James David Ebert
- Honorary Degree (1975)
Doctor of Science
Presenter: John W. Ryan
BIOGRAPHYEarly in 1951 the Department of Zoology of Indiana University initiated a search for a promising young practitioner of the newly emerging discipline of biochemical embryology. That search culminated in the selection of James David Ebert, at that time Instructor in Biology at Massachusetts Institute of Technology.
Born in Bentleyville, Pennsylvania, Ebert received his early education in the Pennsylvania public schools and then went on to earn the A.B. degree at Washington and Jefferson College. Upon discharge as an officer in the Navy in 1946, he entered The Johns Hopkins University where he received the Ph.D. degree in 1950. His published research on the biochemical differentiation of the contractile proteins in the emerging heart of the chick embryo brought him to the attention of Indiana zoologists who persuaded him to join our faculty.
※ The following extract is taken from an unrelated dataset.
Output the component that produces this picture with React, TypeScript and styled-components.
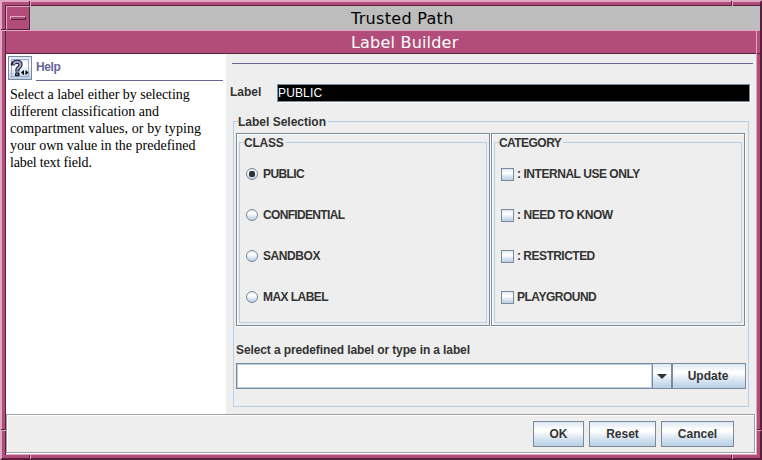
import React from 'react';
import styled, { createGlobalStyle, css } from 'styled-components';

const Global = createGlobalStyle`
  *{box-sizing:border-box}
  html,body{margin:0;padding:0;overflow:hidden}
  body{font-family:"Liberation Sans",Arial,sans-serif;font-size:12px;color:#333}
`;

const metalFill = css`
  background: linear-gradient(#dde8f3 0%, #ffffff 32%, #ffffff 38%, #dce7f2 65%, #b8cfe5 100%);
`;

const Window = styled.div`
  position: relative;
  width: 762px;
  height: 460px;
  display: flex;
  flex-direction: column;
  background: #b24d7a;
  border: solid;
  border-width: 2px;
  border-color: #dfa9c3 #58203c #58203c #dfa9c3;
  padding: 3px 0 0 3px;
`;
const Inner = styled.div`
  width: 755px;
  height: 450px;
  border-left: 1px solid #58203c;
  border-top: 1px solid #58203c;
  display: flex;
  flex-direction: column;
`;
const TitleBar = styled.div`
  height: 25px;
  display: flex;
  flex: none;
  background: #bdbdbd;
  border-bottom: 1px solid #dfa9c3;
`;
const MenuButton = styled.button`
  width: 24px;
  height: 24px;
  flex: none;
  padding: 0;
  display: flex;
  align-items: center;
  justify-content: center;
  background: #b24d7a;
  border: 1px solid;
  border-color: #dfa9c3 #58203c #58203c #dfa9c3;
`;
const MenuMark = styled.span`
  width: 16px;
  height: 4px;
  border: 1px solid;
  border-color: #dfa9c3 #58203c #58203c #dfa9c3;
`;
const Title = styled.div`
  font-family: "DejaVu Sans", sans-serif;
  font-size: 16px;
  white-space: nowrap;
`;
const PathTitle = styled(Title)`
  flex: 1;
  padding-left: 321px;
  line-height: 25px;
  letter-spacing: 0.3px;
  color: #000;
`;
const BuilderTitle = styled(Title)`
  flex: none;
  height: 23px;
  width: 754px;
  line-height: 23px;
  padding-left: 345px;
  letter-spacing: 0.2px;
  color: #fff;
  border-bottom: 1px solid #58203c;
`;
const Content = styled.main`
  width: 751px;
  height: 401px;
  background: #eee;
  border-right: 1px solid #dfa9c3;
  border-bottom: 1px solid #dfa9c3;
`;
const Body = styled.div`
  height: 360px;
  display: flex;
`;
const HelpPane = styled.aside`
  width: 220px;
  background: #fff;
  padding: 2px 0 0 2px;
`;
const HelpHead = styled.div`
  display: flex;
  gap: 4px;
  height: 25px;
`;
const HelpButton = styled.button`
  width: 24px;
  height: 24px;
  padding: 0;
  border: 1px solid #7a8a99;
  ${metalFill}
  svg { display: block; }
`;
const HelpTitle = styled.div`
  width: 187px;
  border-bottom: 1px solid #666699;
  color: #666699;
  font-weight: bold;
  line-height: 23px;
  letter-spacing: -0.4px;
`;
const HelpText = styled.p`
  margin: 5px 0 0 2px;
  font: 14px/17px "Liberation Serif", "Times New Roman", serif;
  color: #000;
  white-space: nowrap;
`;
const HelpLine = styled.span<{ $ls: number }>`
  display: block;
  letter-spacing: ${p => p.$ls}px;
`;
const Form = styled.section`
  flex: 1;
  padding: 9px 3px 0 5px;
`;
const Rule = styled.div`
  height: 1px;
  margin-left: 1px;
  background: #666699;
`;
const FieldRow = styled.div`
  display: flex;
  margin-top: 20px;
  height: 19px;
`;
const Text = styled.span<{ $ls?: number }>`
  font-weight: bold;
  white-space: nowrap;
  line-height: 14px;
  letter-spacing: ${p => p.$ls ?? 0}px;
`;
const FieldLabel = styled(Text)`
  width: 46px;
  padding-top: 1px;
  text-indent: -1px;
`;
const Field = styled.div`
  width: 473px;
  height: 18px;
  background: #000;
  border: 1px solid #7a8a99;
  box-shadow: 1px 1px 0 #fff;
  color: #fff;
  line-height: 16px;
  letter-spacing: 0.15px;
`;
const Group = styled.div`
  position: relative;
  border: 1px solid #b8cfe5;
`;
const Legend = styled(Text)`
  position: absolute;
  top: -7px;
  left: 4px;
  padding: 0 2px 0 0;
  background: #eee;
`;
const Selection = styled(Group)`
  width: 516px;
  height: 286px;
  margin: 18px 0 0 2px;
  padding: 11px 2px 0;
`;
const Panels = styled.div`
  display: flex;
  gap: 1px;
`;
const Panel = styled.div`
  width: 254px;
  height: 193px;
  padding: 8px 2px 2px;
  border: 1px solid #7a8a99;
  box-shadow: 1px 1px 0 #fff, inset 1px 1px 0 #fff;
`;
const Options = styled(Group)`
  height: 181px;
  padding: 24px 0 0 6px;
  display: flex;
  flex-direction: column;
`;
const Option = styled.div<{ $gap: number }>`
  height: 41px;
  flex: none;
  display: flex;
  align-items: flex-start;
  gap: ${p => p.$gap}px;
  &:last-child { height: 20px; }
`;
const Box = styled.span`
  width: 13px;
  height: 13px;
  margin-top: 1px;
  border: 1px solid #7a8a99;
  ${metalFill}
`;
const Radio = styled.span<{ $on: boolean }>`
  width: 12px;
  height: 12px;
  margin-top: 1px;
  display: flex;
  align-items: center;
  justify-content: center;
  border: 1px solid #7a8a99;
  border-radius: 50%;
  ${metalFill}
  &::after {
    content: '';
    width: 6px;
    height: 6px;
    border-radius: 2px;
    background: ${p => (p.$on ? '#333' : 'transparent')};
  }
`;
const Prompt = styled(Text)`
  display: block;
  margin-top: 17px;
`;
const ComboRow = styled.div`
  display: flex;
  margin-top: 6px;
`;
const ComboField = styled.div`
  width: 416px;
  height: 26px;
  background: #fff;
  border: 1px solid #7a8a99;
  border-right: 0;
  box-shadow: inset 0 0 0 1px #b8cfe5;
`;
const Button = styled.button<{ $w: number; $ls?: number }>`
  width: ${p => p.$w}px;
  height: 26px;
  padding: 0;
  display: flex;
  align-items: center;
  justify-content: center;
  border: 1px solid #7a8a99;
  color: #333;
  font: bold 12px/14px "Liberation Sans", Arial, sans-serif;
  letter-spacing: ${p => p.$ls ?? 0}px;
  ${metalFill}
`;
const UpdateButton = styled(Button)`
  padding-right: 2px;
`;
const Footer = styled.footer`
  width: 749px;
  height: 39px;
  border: 1px solid #a0a0a0;
  box-shadow: inset 1px 1px 0 #fff, 1px 1px 0 #fff;
  display: flex;
  justify-content: flex-end;
  gap: 5px;
  padding: 6px 20px 0 0;
`;
const Notches = styled.svg`
  position: absolute;
  left: -2px;
  top: -2px;
  pointer-events: none;
`;

const classes: [string, number][] = [['PUBLIC', -0.6], ['CONFIDENTIAL', -0.67], ['SANDBOX', -0.43], ['MAX LABEL', -0.55]];
const categories: [string, number][] = [[': INTERNAL USE ONLY', -0.45], [': NEED TO KNOW', -0.43], [': RESTRICTED', -0.52], ['PLAYGROUND', -0.5]];
const help: [string, number][] = [
  ['Select a label either by selecting', -0.03],
  ['different classification and', 0],
  ['compartment values, or by typing', 0.08],
  ['your own value in the predefined', 0],
  ['label text field.', -0.15],
];

const HelpIcon = () => (
  <svg width="22" height="22" viewBox="0 0 22 22">
    <rect x="2.5" y="2.5" width="17" height="17" fill="none" stroke="#a3a3d1" />
    <g fill="none" strokeLinejoin="round">
      <path d="M3.8 8.5V7.2Q4.8 4.8 8 4.8Q11.6 4.8 11.6 7.6Q11.6 9.4 9.8 10.5Q8.2 11.6 8.2 14.5" stroke="#222233" strokeWidth="4.2" />
      <path d="M4.8 7.5V7.2Q5.4 4.8 8 4.8Q11.6 4.8 11.6 7.6Q11.6 9.4 9.8 10.5Q8.2 11.6 8.2 13.5" stroke="#a3a3d1" strokeWidth="2" />
    </g>
    <path d="M7 15.3h2.5l1 1v1.9l-1 1H7l-1-1v-1.9z" fill="#222233" />
    <path d="M7.3 16.4h1.4v1.3H7.3z" fill="#a3a3d1" />
    <path d="M15 13v5.2l-3-2.6zM16.5 13v5.2l3-2.6z" fill="#000" />
  </svg>
);

export default function App() {
  return (
    <>
      <Global />
      <Window>
        <Inner>
          <TitleBar>
            <MenuButton aria-label="Window menu"><MenuMark /></MenuButton>
            <PathTitle>Trusted Path</PathTitle>
          </TitleBar>
          <BuilderTitle>Label Builder</BuilderTitle>
          <Content>
            <Body>
              <HelpPane>
                <HelpHead>
                  <HelpButton aria-label="Help"><HelpIcon /></HelpButton>
                  <HelpTitle>Help</HelpTitle>
                </HelpHead>
                <HelpText>
                  {help.map(([t, ls]) => <HelpLine key={t} $ls={ls}>{t}</HelpLine>)}
                </HelpText>
              </HelpPane>
              <Form>
                <Rule />
                <FieldRow>
                  <FieldLabel>Label</FieldLabel>
                  <Field>PUBLIC</Field>
                </FieldRow>
                <Selection>
                  <Legend>Label Selection</Legend>
                  <Panels>
                    <Panel>
                      <Options>
                        <Legend $ls={-0.2}>CLASS</Legend>
                        {classes.map(([t, ls], i) => (
                          <Option key={t} $gap={5}><Radio $on={i === 0} /><Text $ls={ls}>{t}</Text></Option>
                        ))}
                      </Options>
                    </Panel>
                    <Panel>
                      <Options>
                        <Legend $ls={-0.55}>CATEGORY</Legend>
                        {categories.map(([t, ls]) => (
                          <Option key={t} $gap={3}><Box /><Text $ls={ls}>{t}</Text></Option>
                        ))}
                      </Options>
                    </Panel>
                  </Panels>
                  <Prompt $ls={-0.11}>Select a predefined label or type in a label</Prompt>
                  <ComboRow>
                    <ComboField />
                    <Button $w={20} aria-label="Show labels">
                      <svg width="10" height="5" viewBox="0 0 10 5"><path d="M0 0H10L5 5Z" fill="#333" /></svg>
                    </Button>
                    <UpdateButton $w={74}>Update</UpdateButton>
                  </ComboRow>
                </Selection>
              </Form>
            </Body>
            <Footer>
              <Button $w={51}>OK</Button>
              <Button $w={67}>Reset</Button>
              <Button $w={73}>Cancel</Button>
            </Footer>
          </Content>
        </Inner>
        <Notches width="762" height="460" shapeRendering="crispEdges">
          <path d="M29.5 1V6M731.5 1V6M1 29.5H6M1 429.5H6M29.5 455V459M731.5 455V459M757 429.5H761" stroke="#58203c" />
          <path d="M30.5 1V6M732.5 1V6M1 30.5H6M1 430.5H6M30.5 455V459M732.5 455V459M757 430.5H761M756.5 31V54" stroke="#dfa9c3" />
        </Notches>
      </Window>
    </>
  );
}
Continued exquisite and pioneering researches, coupled with vigorous and authoritative teaching, led to promotion to Associate Professor in 1954. In February 1956 he accepted the post of Director of the renowned Department of Embryology of the Carnegie Institution of Washington in Baltimore, a post he has held to this day.
Of all the areas of biology, none is more challenging than the realm of embryonic differentiation - the realm of mechanisms whereby, under the guidance of the hereditary outfit, there emerge from a single-celled beginning integrated multi-cellularity, diversified tissues, organismic wholeness. Starting with the immunological techniques delineating the patterns of synthesis of cardiac proteins, Dr. Ebert has opened and pursued many new paths through the maze of differentiation. He has contributed new insight into the embryonic development of the mechanisms of immunity; he has combined the methods of embryology and virology in studying the transfer of information between cells and the mechanisms underlying the malignant transformation of cells by tumor viruses; he has investigated the phenomenon of growth regulation; and he has inaugurated a study of the ionic regulation of cell replication. A list of some 145 research reports and critical reviews dealing with the basic nature of cell differentiation and cellular interactions attest to his efforts.
Dr. Ebert himself has said that his interest in "development" has not been limited to the laboratory. He has also been concerned with the development of individuals and institutions. Thus, concomitantly with the directorship of the Carnegie laboratory, he has served as Professor of Biology at The Johns Hopkins University and Professor of Embryology at The Johns Hopkins School of Medicine where his talents as a teacher have been exercised. Collaboration in the authorship of two undergraduate-level textbooks reflect this concern with teaching. For five years, also, he directed the course in Embryology at the Marine Biological Laboratory at Woods Hole, Massachusetts, an institution of which he is Trustee and now President. His directorship of the Carnegie laboratory has been notable in two respects: recruitment of creative young investigators who have flourished under his leadership and, reflecting the work of these investigators, a shifting of the laboratory's activities to sophisticated analytical pursuits.
Honors and significant offices have come to Dr. Ebert in multiplicity. He has held many lectureships both here and abroad. He has been elected to the American Philosophical Society, the National Academy of Sciences, and the American Academy of Arts and Sciences and is a member of numerous national and international professional societies. He has served as President of the American Institute of Biological Sciences (1963), President of the Society for the Study of Development and Growth (1957-58), and President of the American Society of Zoologists (1970.) Withal, he has held directorships, trusteeships, or chairmanships of assorted bodies and is, or has been, a member of the editorial boards of prominent professional journals.